Partly as a result of the case my wife and I divorced... I was blamed for allowing the chuldren to be alone with my father although there was no indication that anything was wrong. I had a very difiicult year following that. Both daughters would not talk to me as I was the 'bad' guy despite the fact I had done nothing wrong. Eventually we sorted all that out and had a number of years which went ok. Then, over a year ago one of my daughters stopped having anything to do with me. She wont answer or respond to any form of contact. The spark was me refusing to give her a large amount of money for boots but I do not know whether that is the real reason. The other daughter and I have a good relationship and she does not know why the other will not respond.

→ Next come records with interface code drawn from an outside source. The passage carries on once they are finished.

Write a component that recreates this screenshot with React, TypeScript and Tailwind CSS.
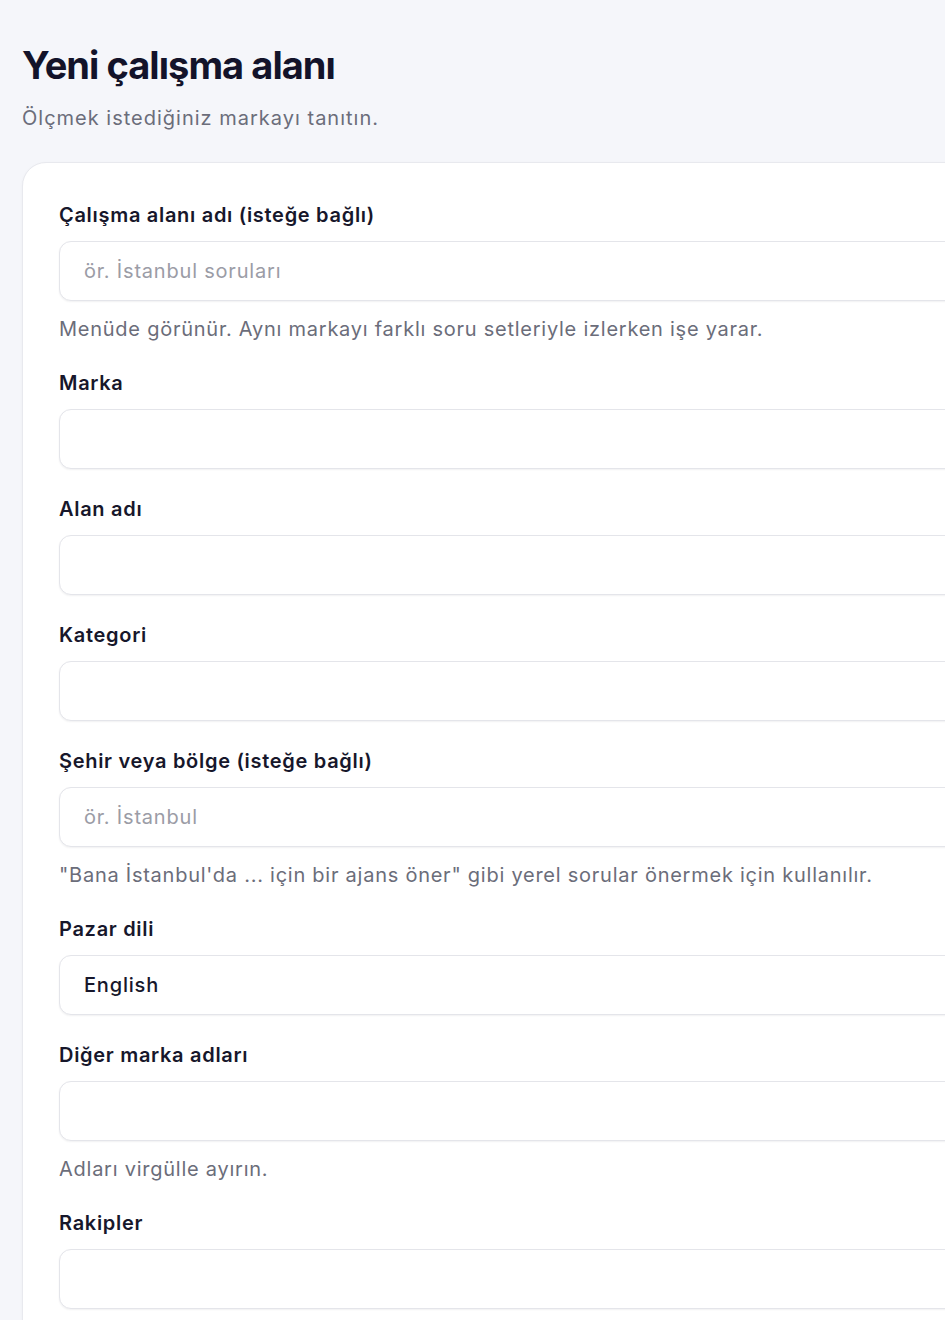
import type { ReactNode } from 'react'

const font = { fontFamily: 'Inter, "Noto Sans", sans-serif' }

type FieldProps = {
  label: string
  placeholder?: string
  value?: string
  hint?: ReactNode
}

function Field({ label, placeholder, value, hint }: FieldProps) {
  return (
    <div className="flex flex-col">
      <label className="pt-px text-[20px] font-semibold leading-[28px] tracking-[0.7px] text-[#17172b]">
        {label}
      </label>
      <input
        readOnly
        value={value ?? ''}
        placeholder={placeholder}
        className="mt-[12px] h-[60px] w-full rounded-xl border border-[#e4e5ea] bg-white px-[24px] text-[20px] font-medium tracking-[0.8px] text-[#17172b] shadow-[0_1px_2px_rgba(16,24,40,0.06)] outline-none placeholder:font-normal placeholder:text-[#9b9ca6]"
      />
      {hint && (
        <p className="mt-[14px] text-[20px] leading-[28px] tracking-[0.75px] text-[#6b6d7a]">{hint}</p>
      )}
    </div>
  )
}

export default function App() {
  return (
    <div className="h-[1320px] w-full overflow-hidden bg-[#f5f6fa]" style={font}>
      <div className="pl-[22px] pt-[42px]">
        <h1 className="text-[38px] font-bold leading-[46px] tracking-[-0.025em] text-[#13132a]">
          Yeni çalışma alanı
        </h1>
        <p className="mt-[16px] text-[20px] leading-[28px] tracking-[1px] text-[#6b6d7a]">
          Ölçmek istediğiniz markayı tanıtın.
        </p>

        <div className="mt-[30px] w-[1100px] rounded-3xl border border-[#e8e9ee] bg-white px-[36px] pb-10 pt-[37px] shadow-[0_1px_3px_rgba(16,24,40,0.04)]">
          <div className="flex w-[1000px] flex-col gap-[25px]">
            <Field
              label="Çalışma alanı adı (isteğe bağlı)"
              placeholder="ör. İstanbul soruları"
              hint="Menüde görünür. Aynı markayı farklı soru setleriyle izlerken işe yarar."
            />
            <Field label="Marka" />
            <Field label="Alan adı" />
            <Field label="Kategori" />
            <Field
              label="Şehir veya bölge (isteğe bağlı)"
              placeholder="ör. İstanbul"
              hint={'"Bana İstanbul\'da ... için bir ajans öner" gibi yerel sorular önermek için kullanılır.'}
            />
            <Field label="Pazar dili" value="English" />
            <Field label="Diğer marka adları" hint="Adları virgülle ayırın." />
            <Field label="Rakipler" />
          </div>
        </div>
      </div>
    </div>
  )
}
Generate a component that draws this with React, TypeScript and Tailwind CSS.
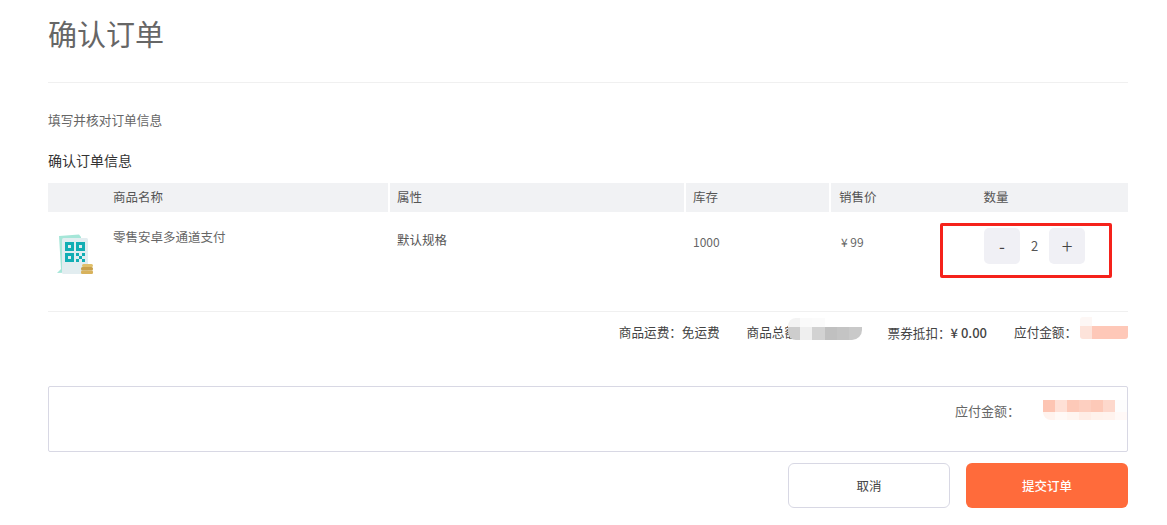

The complication is that I still have some contact with my father. I have always found it difficult to understand how he could do such thing and know that I will never find out if I have no contact with him. He continues to deny it. Additionally I am struggling with the emotional aspect of losing my father but him still being around. Make sense? Both daughters now know I have contact with him albeit a couple of times a year. One understands, the other , I dont know.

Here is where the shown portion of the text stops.